Solution #2: Modify the default value in the SAS registry
You may run this code once, and it will be remembered across sessions. You may also add it to your SAS autoexec file, so it runs each time: this is useful for sites with multiple users, so everyone has the same environment (even after re-installing or upgrading SAS). To centralize changes, the autoexec for each SAS installation at our site is only a one-line %INCLUDE to a network autoexec file.
/* Change the default guessing rows for PROC IMPORT CSV to avoid truncating data. */ /* This is potentially slower for large .CSV files, but that's better than corrupting data. */ /* The value can be overwritten in each PROC IMPORT statement (where the column widths are consistent). */ /* This creates a text file in a temporary location (such as on Windows XP /* C:\Documents and Settings\username\Local Settings\Temp\SAS Temporary Files). */ filename f1 temp; data _null_; file f1; /* This path is the same as in the GUI browser found in the menu at Solutions - Accesses - Registry Editor*/ put "[products\base\efi]"; put ' "GuessingRows"= int:32767'; run; /* This merges the temporary file into the SAS registry */ proc registry import= f1; run;
Solution #3: Modify the generated import code
This solution makes the most sense when you are repeatedly reading a large .CSV file with the same format.

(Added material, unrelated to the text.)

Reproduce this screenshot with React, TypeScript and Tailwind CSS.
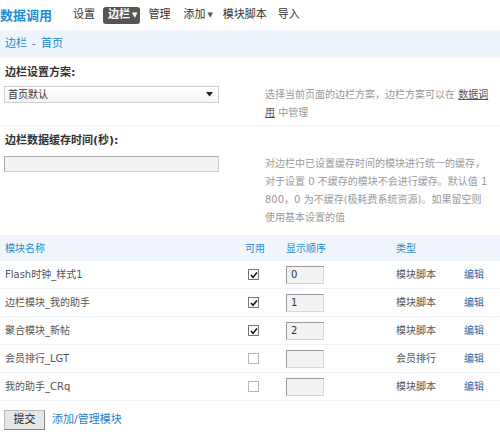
import React from "react";

const FONT = "font-['DejaVu_Sans','Noto_Sans_CJK_SC',sans-serif]";

type Row = { name: string; on: boolean; order: string; kind: string };

const ROWS: Row[] = [
  { name: "Flash时钟_样式1", on: true, order: "0", kind: "模块脚本" },
  { name: "边栏模块_我的助手", on: true, order: "1", kind: "模块脚本" },
  { name: "聚合模块_新帖", on: true, order: "2", kind: "模块脚本" },
  { name: "会员排行_LGT", on: false, order: "", kind: "会员排行" },
  { name: "我的助手_CRq", on: false, order: "", kind: "模块脚本" },
];

function Check({ on }: { on: boolean }) {
  return (
    <span
      className={
        "w-[11px] h-[11px] border bg-white flex items-center justify-center " +
        (on ? "border-[#777]" : "border-[#b5b5b5]")
      }
    >
      {on && (
        <svg width="8" height="8" viewBox="0 0 8 8">
          <path d="M1 4 L3 6.2 L7 1.5" stroke="#111" strokeWidth="1.6" fill="none" />
        </svg>
      )}
    </span>
  );
}

function Caret() {
  return (
    <svg width="7" height="5" viewBox="0 0 7 5">
      <path d="M0 0 H7 L3.5 4.5 Z" fill="#222" />
    </svg>
  );
}

export default function App() {
  return (
    <div className={"w-[500px] h-[440px] bg-white overflow-hidden text-[#333] " + FONT}>
      {/* top nav */}
      <div className="h-[30px] flex items-center text-[11px]">
        <span className="text-[13px] font-bold text-[#1d8ed6] leading-none">数据调用</span>
        <span className="ml-[21px]">设置</span>
        <span className="ml-[8px] h-[17px] pl-[5px] pr-[3px] bg-[#555] rounded-[3px] text-white font-bold flex items-center gap-[2px]">
          边栏
          <span className="text-[7px] font-normal">▼</span>
        </span>
        <span className="ml-[8px]">管理</span>
        <span className="ml-[13px] flex items-center gap-[2px]">
          添加<span className="text-[7px] text-[#555]">▼</span>
        </span>
        <span className="ml-[10px]">模块脚本</span>
        <span className="ml-[11px]">导入</span>
      </div>

      {/* breadcrumb */}
      <div className="h-[28px] bg-[#eef4fb] flex items-center px-[5px] text-[11px] text-[#1a8bd0]">
        边栏 <span className="mx-[5px]">-</span>首页
      </div>

      {/* section 1 */}
      <div className="px-[4px] pt-[8px] pb-[3px] border-b border-[#f1f3f6]">
        <div className="h-[14px] leading-[14px] text-[11px] font-bold pl-[1px]">边栏设置方案:</div>
        <div className="mt-[6px] flex">
          <div className="w-[215px] h-[17px] border border-[#cfcfcf] bg-gradient-to-b from-white to-[#f4f4f4] flex items-center justify-between pl-[3px] pr-[5px] text-[10px]">
            首页默认
            <Caret />
          </div>
          <div className="ml-[46px] text-[10px] leading-[18px] text-[#999] whitespace-nowrap">
            <div>
              选择当前页面的边栏方案，边栏方案可以在 <span className="underline text-[#555]">数据调</span>
            </div>
            <div>
              <span className="underline text-[#555]">用</span> 中管理
            </div>
          </div>
        </div>
      </div>

      {/* section 2 */}
      <div className="px-[4px] pt-[8px] pb-[8px]">
        <div className="h-[14px] leading-[14px] text-[11px] font-bold pl-[1px]">边栏数据缓存时间(秒):</div>
        <div className="mt-[8px] flex">
          <div className="w-[215px] h-[16px] border border-[#aaa] border-b-[#ccc] border-r-[#ccc] bg-[#f3f3f3]" />
          <div className="ml-[46px] -mt-[1px] text-[10px] leading-[18px] text-[#999] whitespace-nowrap">
            <div>对边栏中已设置缓存时间的模块进行统一的缓存，</div>
            <div>对于设置 0 不缓存的模块不会进行缓存。默认值 1</div>
            <div>800，0 为不缓存(极耗费系统资源)。如果留空则</div>
            <div>使用基本设置的值</div>
          </div>
        </div>
      </div>

      {/* table */}
      <div className="h-[26px] bg-[#f0f6fc] flex items-center pl-[5px] text-[10px] text-[#2a8ccf]">
        <div className="w-[240px]">模块名称</div>
        <div className="w-[41px]">可用</div>
        <div className="w-[110px]">显示顺序</div>
        <div>类型</div>
      </div>
      {ROWS.map((r) => (
        <div
          key={r.name}
          className="h-[28px] border-b border-[#edf2f7] flex items-center pl-[5px] text-[10px] text-[#555]"
        >
          <div className="w-[240px]">{r.name}</div>
          <div className="w-[41px] pl-[3px]">
            <Check on={r.on} />
          </div>
          <div className="w-[110px]">
            <div className="w-[38px] h-[18px] border border-[#999] border-b-[#d5d5d5] border-r-[#d5d5d5] bg-[#f3f3f3] pl-[4px] flex items-center text-[#333]">
              {r.order}
            </div>
          </div>
          <div className="w-[68px]">{r.kind}</div>
          <div className="text-[#2466ab]">编辑</div>
        </div>
      ))}

      {/* footer */}
      <div className="mt-[9px] pl-[4px] flex items-center text-[11px]">
        <button className="w-[41px] h-[20px] border border-[#bbb] border-b-[#888] border-r-[#888] bg-[#e6e6e6] text-[#222]">
          提交
        </button>
        <span className="ml-[7px] text-[#2a7dc8]">添加/管理模块</span>
      </div>
    </div>
  );
}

When you run the PROC IMPORT procedure, read the log. Notice it’s simply generating (and running) code for a DATA step. The demonstration above yields this code:
33 data WORK.TEST ; 34 %let _EFIERR_ = 0; /* set the ERROR detection macro variable */ 35 infile F1 delimiter = ',' MISSOVER DSD lrecl=32767 firstobs=2 ; 36 informat id best32. ; 37 informat address $17. ; 38 format id best12. ; 39 format address $17. ; 40 input 41 id 42 address $ 43 ; 44 if _ERROR_ then call symputx('_EFIERR_',1); /* set ERROR detection 44 ! macro variable */ 45 run;
Simply run PROC IMPORT once, copy the generated DATA step from the log to your program, remove the line numbers, and adjust the width manually. In the example above I would change address from 17 to 60.
This article was tested on Base SAS 9.1.3 and 9.2 on Windows XP SP3.